5.   Section 818.6 of the Government Code provides, in its entirety, that:“A public entity is not liable for injury caused by its failure to make an inspection, or by reason of making an inadequate or negligent inspection, of any property, other than its property (as defined in subdivision (c) of Section 830), for the purpose of determining whether the property complies with or violates any enactment or contains or constitutes a hazard to health or safety.”

6.   The question whether a duty is “mandatory” arises because section 815.6 of the Government Code provides that “[w]here a public entity is under a mandatory duty imposed by an enactment that is designed to protect against the risk of a particular kind of injury, the public entity is liable for an injury of that kind proximately caused by its failure to discharge the duty unless the public entity establishes that it exercised reasonable diligence to discharge the duty.”   As will appear, this section overrides some, but not all, of the immunities granted to public entities.

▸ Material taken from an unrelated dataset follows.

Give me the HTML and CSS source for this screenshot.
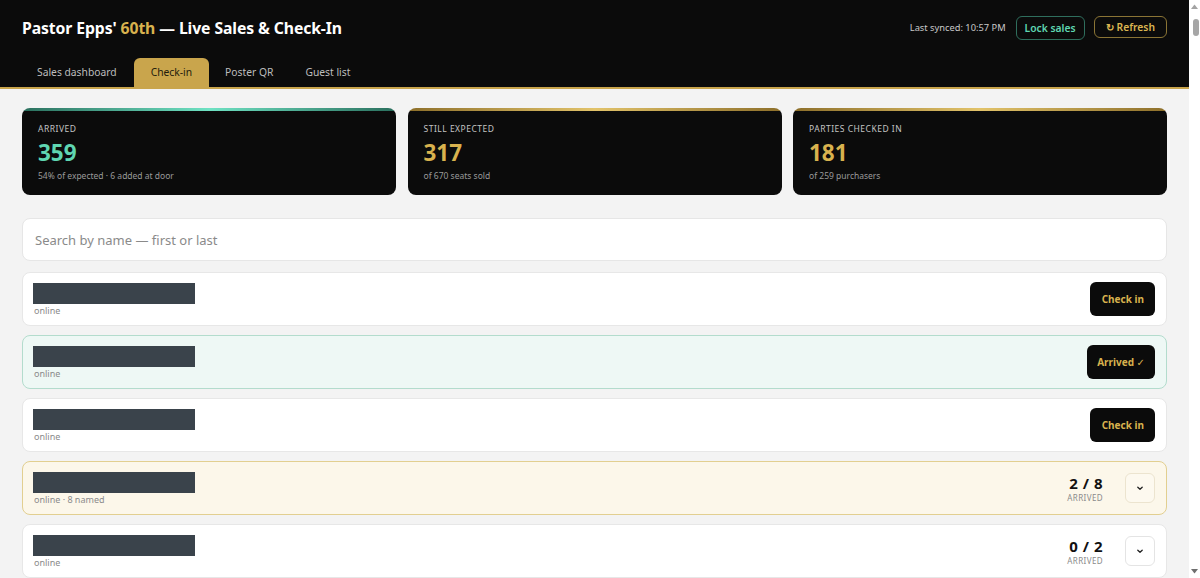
FILE: index.html
```html
<!DOCTYPE html>
<html lang="en">
<head>
<meta charset="utf-8">
<title>Pastor Epps' 60th — Live Sales &amp; Check-In</title>
<link rel="stylesheet" href="styles.css">
</head>
<body>
<div class="app">
  <div class="page">
    <header class="topbar">
      <div class="topbar-row">
        <h1 class="title">Pastor Epps' <span class="gold">60th</span> — Live Sales &amp; Check-In</h1>
        <div class="actions">
          <span class="synced">Last synced: 10:57 PM</span>
          <button class="btn-outline btn-teal">Lock sales</button>
          <button class="btn-outline btn-gold"><span class="ico">&#x21bb;</span>Refresh</button>
        </div>
      </div>
      <nav class="tabs">
        <a class="tab">Sales dashboard</a>
        <a class="tab active">Check-in</a>
        <a class="tab">Poster QR</a>
        <a class="tab">Guest list</a>
      </nav>
    </header>
    <main class="main">
      <section class="stats">
        <div class="stat stat-teal">
          <div class="stat-label">Arrived</div>
          <div class="stat-num teal">359</div>
          <div class="stat-sub">54% of expected · 6 added at door</div>
        </div>
        <div class="stat stat-gold">
          <div class="stat-label">Still expected</div>
          <div class="stat-num goldn">317</div>
          <div class="stat-sub">of 670 seats sold</div>
        </div>
        <div class="stat stat-gold">
          <div class="stat-label">Parties checked in</div>
          <div class="stat-num goldn">181</div>
          <div class="stat-sub">of 259 purchasers</div>
        </div>
      </section>
      <input class="search" type="text" placeholder="Search by name — first or last">
      <div class="list">
        <div class="row">
          <div class="who"><div class="redact"></div><div class="meta">online</div></div>
          <button class="btn-dark">Check in</button>
        </div>
        <div class="row arrived">
          <div class="who"><div class="redact"></div><div class="meta">online</div></div>
          <button class="btn-dark btn-arrived">Arrived <span class="tick">✓</span></button>
        </div>
        <div class="row">
          <div class="who"><div class="redact"></div><div class="meta">online</div></div>
          <button class="btn-dark">Check in</button>
        </div>
        <div class="row party">
          <div class="who"><div class="redact"></div><div class="meta">online · 8 named</div></div>
          <div class="side">
            <div class="count"><div class="count-num">2 / 8</div><div class="count-lbl">ARRIVED</div></div>
            <button class="chev"><svg width="10" height="10" viewBox="0 0 10 10"><path d="M2.8 4.2 L5 6.3 L7.2 4.2" fill="none" stroke="#222" stroke-width="1.3" stroke-linecap="round" stroke-linejoin="round"/></svg></button>
          </div>
        </div>
        <div class="row">
          <div class="who"><div class="redact"></div><div class="meta">online</div></div>
          <div class="side">
            <div class="count"><div class="count-num">0 / 2</div><div class="count-lbl">ARRIVED</div></div>
            <button class="chev"><svg width="10" height="10" viewBox="0 0 10 10"><path d="M2.8 4.2 L5 6.3 L7.2 4.2" fill="none" stroke="#222" stroke-width="1.3" stroke-linecap="round" stroke-linejoin="round"/></svg></button>
          </div>
        </div>
      </div>
    </main>
  </div>
  <div class="vscroll">
    <svg class="arrow" width="11" height="12" viewBox="0 0 11 12"><polygon points="2,9 9,9 5.5,4.5" fill="#a3a3a3"/></svg>
    <div class="thumb"></div>
    <div class="track"></div>
    <svg class="arrow" width="11" height="12" viewBox="0 0 11 12"><polygon points="2,3 9,3 5.5,7.5" fill="#6e6e6e"/></svg>
  </div>
</div>
</body>
</html>
```

FILE: styles.css
```css
* { box-sizing: border-box; }
html, body { margin: 0; padding: 0; overflow: hidden; }
body {
  background: #f3f3f3;
  font-family: "Noto Sans", "Open Sans", sans-serif;
  color: #111;
}
.app { display: flex; height: 578px; overflow: hidden; }
.page { flex: 1; min-width: 0; overflow: hidden; }
.vscroll {
  width: 11px;
  background: #fff;
  display: flex;
  flex-direction: column;
  align-items: center;
}
.arrow { display: block; flex: none; }
.thumb { width: 6px; height: 17px; margin-top: 7px; margin-left: 2px; background: #a6a6a6; border-radius: 3px; flex: none; }
.track { flex: 1; }

.topbar {
  background: #0b0b0b;
  border-bottom: 2px solid #c9a54c;
  padding: 0 22px;
}
.topbar-row {
  display: flex;
  align-items: center;
  justify-content: space-between;
  height: 58px;
  padding-bottom: 3px;
}
.title {
  margin: 0;
  font-size: 15.75px;
  font-weight: 700;
  color: #fff;
  letter-spacing: -0.1px;
}
.gold { color: #d8b24e; }
.actions { display: flex; align-items: center; gap: 9px; }
.synced { color: #c8c8c8; font-size: 9.3px; margin-right: 1px; }
.btn-outline {
  font-family: inherit;
  background: transparent;
  border-radius: 6px;
  font-size: 10.3px;
  font-weight: 600;
  height: 24px;
  padding: 0 10px;
  cursor: pointer;
}
.btn-teal { border: 1px solid #2f6e5d; color: #5fd6b1; padding: 0 8px; }
.btn-gold { border: 1px solid #8a7435; color: #dbb652; height: 22px; margin-top: -2px; padding: 0 11px 0 11px; }
.ico { font-weight: 700; margin-right: 3px; }
.tabs { display: flex; height: 29px; align-items: flex-end; }
.tab {
  font-size: 10.3px;
  color: #bdbdbd;
  padding: 0 16px;
  height: 29px;
  line-height: 29px;
  border-radius: 6px 6px 0 0;
}
.tab:first-child { padding-left: 15px; padding-right: 17px; }
.tab.active { background: #c9a54c; color: #231c0c; padding: 0 17px; }

.main { padding: 19px 22px 0; }
.stats { display: grid; grid-template-columns: 1fr 1fr 1fr; gap: 11.5px; }
.stat {
  border-radius: 8px;
  padding: 15px 16px 13px;
  height: 87px;
}
.stat-teal { background: linear-gradient(90deg, #2a6f5d, #6fe2c3 50%, #2a6f5d) top / 100% 3px no-repeat, #0b0b0b; }
.stat-gold { background: linear-gradient(90deg, #8d6f2a, #e2c36a 50%, #8d6f2a) top / 100% 3px no-repeat, #0b0b0b; }
.stat-label { font-size: 8.5px; letter-spacing: 0.5px; text-transform: uppercase; color: #c4c4c4; line-height: 12px; }
.stat-num { font-size: 22.5px; font-weight: 700; line-height: 26px; margin-top: 5px; }
.teal { color: #5fd6b1; }
.goldn { color: #d8b24e; }
.stat-sub { font-size: 8.5px; color: #9a9a9a; line-height: 12px; margin-top: 4px; }

.search {
  display: block;
  width: 100%;
  margin-top: 23px;
  height: 43px;
  border: 1px solid #e6e6e6;
  border-radius: 8px;
  background: #fff;
  font-family: inherit;
  font-size: 13px;
  padding: 0 12px;
  outline: none;
}
.search::placeholder { color: #8a8a8a; }

.list { display: flex; flex-direction: column; gap: 9px; margin-top: 11px; }
.row {
  display: flex;
  align-items: center;
  justify-content: space-between;
  height: 54px;
  flex: none;
  padding: 0 11px 0 10px;
  background: #fff;
  border: 1px solid #e7e7e7;
  border-radius: 8px;
}
.row.arrived { background: #eef8f5; border-color: #b3dccd; }
.row.party { background: #fcf7ea; border-color: #e2cf90; }
.who { display: flex; flex-direction: column; padding-top: 1px; }
.redact { width: 162px; height: 21px; background: #3a434b; }
.meta { font-size: 9px; color: #8a8a8a; margin-top: 1px; line-height: 12px; padding-left: 1px; }
.btn-dark {
  font-family: inherit;
  background: #0b0b0b;
  color: #d8b24e;
  border: none;
  border-radius: 6px;
  height: 34px;
  padding: 0 11px 0 12px;
  font-size: 10px;
  font-weight: 700;
}
.btn-arrived { padding: 0 10px; }
.tick { font-family: "DejaVu Sans", sans-serif; font-size: 10px; }
.side { display: flex; align-items: center; gap: 22px; }
.count { text-align: right; }
.count-num { font-size: 15px; font-weight: 700; line-height: 18px; letter-spacing: 0.5px; }
.count-lbl { font-size: 8px; color: #8a8a8a; letter-spacing: 0.4px; line-height: 11px; }
.chev {
  width: 30px; height: 30px;
  border: 1px solid #e4e4e4;
  border-radius: 6px;
  background: #fff;
  display: flex; align-items: center; justify-content: center;
  padding: 0;
}
.row.party .chev { background: #fdf9ef; border-color: #ece4cf; }
```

7.   A “day care center” is any child day care facility other than a family day care home, and includes infant centers, preschools, and extended day care facilities.  (§ 1596.76.)

8.   A “family day care home” is a home which regularly provides care, protection and supervision of 12 or fewer children, in the provider's own home, for periods of less than 24 hours per day, while the parents or guardians are away.  (§ 1596.78.)

9.   Because we conclude that the distinction between “mandatory” and “discretionary” does not apply to the inspection immunity, we do not decide whether the directives of sections 1597.531 and 1597.55 are mandatory, nor do we address the issue whether section 1597.531, with its provision for the affidavit procedure in lieu of insurance coverage, is an enactment designed to protect against the risk of the particular injury suffered by Bijan within the meaning of section 815.6 of the Government Code.

 VOGEL, Associate Justice.

DEVICH, Acting P.J., and ORTEGA, J., concur.